Peters builds his argument on Foucault's notion of "biopolitics," which holds that liberal governments gain control of the subject through a complex of controls surrounding the body. On this foundation, he builds a theory of the Holocaust that holds that the Nazis were the ultimate expression of a social policy that, in order to preserve the well-being of the greatest number of "citizens," constructed a "Volkskörper" (the body of the people), which it would seek to maintain at the expense of those who were excluded from this aggregate body. Peters suggests that "Auschwitz" must be considered "an inescapable horizon for the consideration of the relations of ethics, knowledge and public policy within the continuing process of modernization within neoliberal nation-states" (p. 125). Peters implies that in order to move beyond Auschwitz, we must renounce the project of acquiring knowledge of individuals (knowledge=power) and stop categorizing students in terms of class and ethnicity.
Peters is quick to use the Holocaust to taint post-World War II governments and educational systems, yet he does not acknowledge that two of the most influential poststructuralist thinkers, Maurice Blanchot and Paul De Man, were both supporters of fascism. Certainly he cannot be unaware of the debate that arose during the late eighties about whether poststructuralism was in some way complicit with a desire to cover up the personal histories of these philosophers. Does Peters think that this debate is irrelevant, or is he trying to deal with it circuitously by upholding poststructuralism as the only possible defense against rabid nationalism?
The second example that Peters cites to undermine the Habermasian critique of postmodernism is Hermann Hesse's The Glass Bead Game. If this metaphor is less problematic than "After Auschwitz," it is also much more obscure. The Glass Bead Game describes a future world in which Academia has become a great, competitive game in which quasi-religious scholars create complex knowledge structures using a symbolic language that transcends all national and disciplinary boundaries. Peters posits this universal language as the end point of Habermas's brand of modernism, in which all peoples will be able to communicate with one another and register their opinions. The problem with this utopia, as Peters sees it, is that the end product does not reflect diversity but rather forces a worldwide uniformity of expression.
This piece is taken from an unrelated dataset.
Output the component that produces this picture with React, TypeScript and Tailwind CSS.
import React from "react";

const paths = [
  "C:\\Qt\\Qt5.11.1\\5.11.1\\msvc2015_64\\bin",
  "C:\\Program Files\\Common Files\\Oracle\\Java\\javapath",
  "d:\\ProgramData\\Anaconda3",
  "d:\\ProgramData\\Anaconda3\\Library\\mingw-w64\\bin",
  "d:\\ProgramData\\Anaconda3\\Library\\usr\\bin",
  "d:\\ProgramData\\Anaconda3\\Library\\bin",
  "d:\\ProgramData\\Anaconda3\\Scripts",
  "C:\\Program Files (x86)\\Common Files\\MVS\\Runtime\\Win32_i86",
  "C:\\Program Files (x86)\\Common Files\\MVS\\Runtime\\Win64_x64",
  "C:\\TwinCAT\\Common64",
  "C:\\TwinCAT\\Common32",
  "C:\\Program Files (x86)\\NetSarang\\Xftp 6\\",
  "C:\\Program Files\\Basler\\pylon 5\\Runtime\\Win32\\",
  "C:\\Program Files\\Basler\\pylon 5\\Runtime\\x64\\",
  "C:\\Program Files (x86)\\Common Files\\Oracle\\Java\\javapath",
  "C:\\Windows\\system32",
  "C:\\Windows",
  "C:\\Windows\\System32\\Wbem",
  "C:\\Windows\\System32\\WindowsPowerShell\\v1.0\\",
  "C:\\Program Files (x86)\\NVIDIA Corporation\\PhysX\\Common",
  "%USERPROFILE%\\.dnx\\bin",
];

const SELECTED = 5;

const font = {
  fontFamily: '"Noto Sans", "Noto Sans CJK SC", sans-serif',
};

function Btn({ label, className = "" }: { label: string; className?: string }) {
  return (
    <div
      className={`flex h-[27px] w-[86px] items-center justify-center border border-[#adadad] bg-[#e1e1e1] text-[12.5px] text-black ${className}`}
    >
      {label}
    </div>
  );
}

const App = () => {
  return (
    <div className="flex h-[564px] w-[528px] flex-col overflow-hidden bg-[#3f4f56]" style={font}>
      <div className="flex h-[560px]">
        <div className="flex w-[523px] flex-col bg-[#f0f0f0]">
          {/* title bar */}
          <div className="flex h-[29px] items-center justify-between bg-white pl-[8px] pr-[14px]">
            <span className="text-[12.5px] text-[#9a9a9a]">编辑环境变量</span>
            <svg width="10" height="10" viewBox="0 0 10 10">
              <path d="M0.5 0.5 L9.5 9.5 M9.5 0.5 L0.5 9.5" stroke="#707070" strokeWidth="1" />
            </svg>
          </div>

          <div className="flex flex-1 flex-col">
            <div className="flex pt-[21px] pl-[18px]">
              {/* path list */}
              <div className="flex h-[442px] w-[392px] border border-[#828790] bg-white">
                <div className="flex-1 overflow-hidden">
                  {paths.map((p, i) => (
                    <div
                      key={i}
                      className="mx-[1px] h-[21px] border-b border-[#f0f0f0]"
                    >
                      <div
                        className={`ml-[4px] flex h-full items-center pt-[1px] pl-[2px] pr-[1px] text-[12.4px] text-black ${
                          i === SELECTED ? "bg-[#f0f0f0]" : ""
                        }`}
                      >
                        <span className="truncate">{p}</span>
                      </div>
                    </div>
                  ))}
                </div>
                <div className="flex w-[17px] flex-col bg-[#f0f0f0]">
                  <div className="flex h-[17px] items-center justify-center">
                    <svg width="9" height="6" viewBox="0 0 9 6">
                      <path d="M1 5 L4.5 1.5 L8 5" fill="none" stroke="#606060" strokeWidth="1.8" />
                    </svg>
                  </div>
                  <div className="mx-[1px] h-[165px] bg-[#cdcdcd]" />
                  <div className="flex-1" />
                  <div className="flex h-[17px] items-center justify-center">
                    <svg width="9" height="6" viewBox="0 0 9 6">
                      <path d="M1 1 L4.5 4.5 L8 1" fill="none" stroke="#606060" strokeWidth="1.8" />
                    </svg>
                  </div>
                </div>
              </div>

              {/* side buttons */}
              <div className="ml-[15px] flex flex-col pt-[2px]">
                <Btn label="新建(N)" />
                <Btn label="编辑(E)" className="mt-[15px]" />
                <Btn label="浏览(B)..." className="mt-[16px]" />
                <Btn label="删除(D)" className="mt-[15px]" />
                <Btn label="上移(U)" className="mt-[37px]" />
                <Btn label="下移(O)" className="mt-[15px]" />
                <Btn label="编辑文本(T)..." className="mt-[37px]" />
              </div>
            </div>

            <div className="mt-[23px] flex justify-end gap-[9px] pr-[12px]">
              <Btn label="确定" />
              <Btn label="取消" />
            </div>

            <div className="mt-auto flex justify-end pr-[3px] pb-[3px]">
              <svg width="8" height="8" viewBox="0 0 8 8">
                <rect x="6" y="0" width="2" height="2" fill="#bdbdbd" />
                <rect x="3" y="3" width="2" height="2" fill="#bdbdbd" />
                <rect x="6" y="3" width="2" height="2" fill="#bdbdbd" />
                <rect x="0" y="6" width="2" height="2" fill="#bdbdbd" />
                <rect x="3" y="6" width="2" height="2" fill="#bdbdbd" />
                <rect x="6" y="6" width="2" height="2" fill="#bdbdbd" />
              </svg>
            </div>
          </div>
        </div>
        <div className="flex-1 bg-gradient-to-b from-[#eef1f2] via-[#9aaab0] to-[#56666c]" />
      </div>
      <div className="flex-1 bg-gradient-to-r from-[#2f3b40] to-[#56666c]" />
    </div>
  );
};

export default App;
Against this example of the future university, Peters offers the counter-example of the Internet Globewide Network Academy, "an on-line university with no physical site" (p. 174). Citing Roy Ascott (1994), who is the director of another distance learning program, the Centre for Advance Inquiry into the Interactive Arts, Peters suggests that this academic setting "would be a global community in which each member has more or less equal power and authority in access to knowledge and in the means of its configuration and distribution; a community concerned with art and the advancement of learning through collaborative inquiry and shared experience" (p. v). This is the closest Peters gets to providing the reader with a model of a postmodernist learning environment. He ignores the numerous distance-learning programs that are affiliated with established universities and offer conventionally structured courses in a predictable number of disciplines. Though these courses may disrupt some conventions, this medium does not guarantee a total upheaval of the top-down structuring of the traditional classroom.
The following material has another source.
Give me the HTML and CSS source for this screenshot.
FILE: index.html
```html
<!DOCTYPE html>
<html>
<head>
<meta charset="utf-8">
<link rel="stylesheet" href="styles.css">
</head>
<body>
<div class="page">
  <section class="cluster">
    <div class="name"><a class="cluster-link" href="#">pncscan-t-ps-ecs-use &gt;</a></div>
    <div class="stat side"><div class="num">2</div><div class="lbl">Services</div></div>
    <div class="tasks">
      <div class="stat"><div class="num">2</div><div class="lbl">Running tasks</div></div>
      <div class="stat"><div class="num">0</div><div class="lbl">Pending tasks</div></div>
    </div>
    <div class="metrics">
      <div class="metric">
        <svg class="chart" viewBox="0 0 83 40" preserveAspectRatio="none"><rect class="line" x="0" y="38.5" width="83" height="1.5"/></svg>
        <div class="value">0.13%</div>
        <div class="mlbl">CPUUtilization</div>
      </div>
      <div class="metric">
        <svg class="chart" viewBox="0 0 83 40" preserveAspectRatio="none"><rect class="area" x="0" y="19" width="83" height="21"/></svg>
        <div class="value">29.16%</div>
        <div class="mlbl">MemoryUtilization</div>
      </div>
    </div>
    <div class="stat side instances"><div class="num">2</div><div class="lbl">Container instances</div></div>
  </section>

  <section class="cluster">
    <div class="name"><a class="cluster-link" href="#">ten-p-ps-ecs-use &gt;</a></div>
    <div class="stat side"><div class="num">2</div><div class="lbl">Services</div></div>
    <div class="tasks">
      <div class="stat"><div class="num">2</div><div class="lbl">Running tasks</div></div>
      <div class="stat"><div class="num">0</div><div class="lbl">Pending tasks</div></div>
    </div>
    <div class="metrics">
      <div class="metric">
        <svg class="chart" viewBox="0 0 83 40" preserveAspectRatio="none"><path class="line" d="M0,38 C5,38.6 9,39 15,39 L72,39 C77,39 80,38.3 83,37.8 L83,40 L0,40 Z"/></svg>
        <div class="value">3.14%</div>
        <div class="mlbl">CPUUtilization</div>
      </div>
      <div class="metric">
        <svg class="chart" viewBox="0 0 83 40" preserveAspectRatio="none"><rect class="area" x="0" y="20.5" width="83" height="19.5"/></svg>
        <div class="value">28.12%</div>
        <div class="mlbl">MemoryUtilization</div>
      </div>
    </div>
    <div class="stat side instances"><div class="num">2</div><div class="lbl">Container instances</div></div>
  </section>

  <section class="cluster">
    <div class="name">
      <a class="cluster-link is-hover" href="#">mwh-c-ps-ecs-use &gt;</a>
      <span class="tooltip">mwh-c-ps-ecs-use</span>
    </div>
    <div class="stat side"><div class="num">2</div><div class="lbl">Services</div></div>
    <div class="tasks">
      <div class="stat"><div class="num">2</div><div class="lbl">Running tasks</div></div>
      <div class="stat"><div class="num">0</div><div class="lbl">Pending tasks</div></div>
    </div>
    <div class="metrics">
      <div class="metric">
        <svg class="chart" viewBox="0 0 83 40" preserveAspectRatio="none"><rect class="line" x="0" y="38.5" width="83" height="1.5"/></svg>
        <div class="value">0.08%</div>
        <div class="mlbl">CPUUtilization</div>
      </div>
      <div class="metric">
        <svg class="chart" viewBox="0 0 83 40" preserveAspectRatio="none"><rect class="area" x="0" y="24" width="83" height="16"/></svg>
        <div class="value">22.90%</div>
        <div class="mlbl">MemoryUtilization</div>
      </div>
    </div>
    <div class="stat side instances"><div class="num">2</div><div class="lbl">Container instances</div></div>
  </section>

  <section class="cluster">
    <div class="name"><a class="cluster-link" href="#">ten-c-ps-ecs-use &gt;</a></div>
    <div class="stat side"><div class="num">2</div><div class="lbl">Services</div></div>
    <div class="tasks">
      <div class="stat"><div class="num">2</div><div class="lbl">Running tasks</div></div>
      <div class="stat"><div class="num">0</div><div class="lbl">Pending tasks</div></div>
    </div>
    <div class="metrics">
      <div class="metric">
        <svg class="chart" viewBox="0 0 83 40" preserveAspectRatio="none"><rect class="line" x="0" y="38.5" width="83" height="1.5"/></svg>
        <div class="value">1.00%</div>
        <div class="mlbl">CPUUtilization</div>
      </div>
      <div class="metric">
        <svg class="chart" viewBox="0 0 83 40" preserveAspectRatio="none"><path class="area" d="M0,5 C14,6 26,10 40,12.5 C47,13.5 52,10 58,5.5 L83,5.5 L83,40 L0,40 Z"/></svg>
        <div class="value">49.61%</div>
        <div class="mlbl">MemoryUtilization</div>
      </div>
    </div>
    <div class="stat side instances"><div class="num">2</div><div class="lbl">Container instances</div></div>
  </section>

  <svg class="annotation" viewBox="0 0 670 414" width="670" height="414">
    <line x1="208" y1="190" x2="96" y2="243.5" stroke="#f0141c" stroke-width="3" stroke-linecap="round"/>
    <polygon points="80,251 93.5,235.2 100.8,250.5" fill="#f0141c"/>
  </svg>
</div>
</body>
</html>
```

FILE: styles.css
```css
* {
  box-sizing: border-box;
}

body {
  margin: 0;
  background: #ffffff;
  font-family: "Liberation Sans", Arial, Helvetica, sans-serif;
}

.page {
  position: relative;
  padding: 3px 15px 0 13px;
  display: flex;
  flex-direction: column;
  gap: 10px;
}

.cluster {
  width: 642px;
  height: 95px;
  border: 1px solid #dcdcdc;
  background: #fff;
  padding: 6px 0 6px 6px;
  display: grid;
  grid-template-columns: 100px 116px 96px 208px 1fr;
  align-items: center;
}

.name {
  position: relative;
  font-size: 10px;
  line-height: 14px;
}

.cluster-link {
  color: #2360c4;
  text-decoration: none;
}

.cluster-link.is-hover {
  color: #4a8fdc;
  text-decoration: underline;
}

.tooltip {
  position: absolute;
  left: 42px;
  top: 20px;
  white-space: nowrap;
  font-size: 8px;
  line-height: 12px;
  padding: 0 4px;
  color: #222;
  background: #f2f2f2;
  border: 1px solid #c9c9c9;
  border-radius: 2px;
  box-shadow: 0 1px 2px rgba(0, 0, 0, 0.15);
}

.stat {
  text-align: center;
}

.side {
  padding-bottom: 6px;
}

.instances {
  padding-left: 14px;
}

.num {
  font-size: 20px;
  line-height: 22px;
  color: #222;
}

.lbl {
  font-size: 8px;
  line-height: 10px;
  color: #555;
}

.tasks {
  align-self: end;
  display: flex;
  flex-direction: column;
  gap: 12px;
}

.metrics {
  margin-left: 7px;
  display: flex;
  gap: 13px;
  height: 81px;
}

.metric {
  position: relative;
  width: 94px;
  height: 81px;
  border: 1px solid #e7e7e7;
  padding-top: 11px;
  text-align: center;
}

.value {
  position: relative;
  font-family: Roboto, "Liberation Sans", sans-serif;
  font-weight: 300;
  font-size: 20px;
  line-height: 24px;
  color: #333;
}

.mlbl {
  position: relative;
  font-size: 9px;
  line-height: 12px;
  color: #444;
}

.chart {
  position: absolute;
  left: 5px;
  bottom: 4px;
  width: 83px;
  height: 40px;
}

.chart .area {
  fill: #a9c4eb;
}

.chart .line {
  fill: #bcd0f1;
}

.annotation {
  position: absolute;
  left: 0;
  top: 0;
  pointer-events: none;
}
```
More importantly, online instruction does not provide the settings for extracurricular discussions and student organization that enrich the educational experience while providing opportunities for more marginalized students to establish peer groups. Peters does not recognize these dystopian aspects of distance learning partly because he distrusts the idea of community. In the final chapter, "Monoculturalism, Multiculturalism and Democracy: The Politics of Difference or Recognition?" Peters compares and contrasts poststructuralism and multiculturalism, pitting them both against the rise of conservative ideas about humanities education put forward by Alan Bloom and his ilk. Peters eloquently and correctly demonstrates the way in which the supposedly traditional values in American education are actually a relatively recent construction based on a collage of borrowed European traditions. Against this movement, both poststructuralism and multiculturalism seek to demonstrate the extent to which the "universal" concept of the individual is actually a specifically Western cultural construct.
What separates poststructuralists from multiculturalists, according to Peters, is the extent to which they can "extricate themselves from the norms of Enlightenment politics" (p. 179). Whereas multiculturalists must, to some extent, accept the idea of community as a defense against the hegemonic culture, poststructuralists are free to posit the inconsistencies of identity politics. Peters ends this chapter and the book by quoting Mark Poster:
Poster concludes by maintaining that postmodernism is still a fledgling position, one that names a set of changes (e.g., the demise of colonialism and the advent of electronically mediated communication) that "revolutionize the structures of modernity" and that "anticipates [sic] a future in which these tendencies" become dominant (1992, p. 579). In this situation, he suggests, "multiculturalism must choose between Habermasian universalism that denies their enunciative position altogether and postmodernist differentialism that affirms that position but cannot fully defend that affirmation." (Poster, 1992, p. 579, as cited in Peters, p. 191)
For members of marginalized groups, the announcement of the demise of colonialism might seem premature. The choice that Peters offers them at the conclusion of this polemic might seem unattractive since he asks them to forgo identity politics in order to gain the dubious support of the poststructuralists.
Poststructuralism, Politics and Education is a provocative book that also provides a clear insight into the ideas that cluster around the terms poststructuralism and postmodernism. Peters also supplies a cogent theoretical framework for resisting the corporate takeover of education. The polemic is more problematic when it addresses the views and concerns of the marginalized groups that coalesce around the term multiculturalism. For those facing more direct forms of political oppression, Peters's anxieties about the questionable outcomes of seemingly innocuous government policies may seem overstated.
Ascott, R. (1994). Time for a planetary collegium. The Times Higher Education (Multimedia Supplement), 4, p. v.
Latour, B. (1993). We have never been modern. Cambridge: Harvard University Press.